Variational and diffusion quantum Monte Carlo calculations at nonzero wave vectors: Theory and application to diamond-structure germanium

Abstract

A variational and diffusion quantum Monte Carlo study of germanium in the diamond structure is reported, in which local pseudopotentials are used to represent the ion cores. We calculate the energy of the free atom and the energy of the solid as a function of volume. The calculations for the solid are performed using a supercell method.

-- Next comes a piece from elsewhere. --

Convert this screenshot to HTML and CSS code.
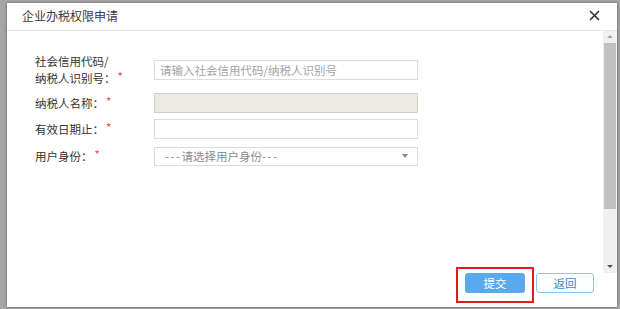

We analyze the translational symmetry of the supercell Hamiltonian and show that the eigenstates can be labeled by two wave vectors ${\mathbf{k}}_{\mathit{s}}$ and ${\mathbf{k}}_{\mathit{p}}$. The wave vector ${\mathbf{k}}_{\mathit{s}}$ arises from the invariance of the Hamiltonian under the translation of any one electron coordinate by a supercell translation vector, while the wave vector ${\mathbf{k}}_{\mathit{p}}$, which is the crystal momentum of the wave function, arises from the invariance under the simultaneous translation of all electron coordinates by a translation vector of the crystal lattice. Our solid calculations are performed using wave functions with nonzero supercell wave vectors ${\mathbf{k}}_{\mathit{s}}$, which gives better convergence with the size of supercell than previous zero-wave-vector calculations. The relationship of this method to the special k-points techniques commonly used in band-structure calculations is discussed.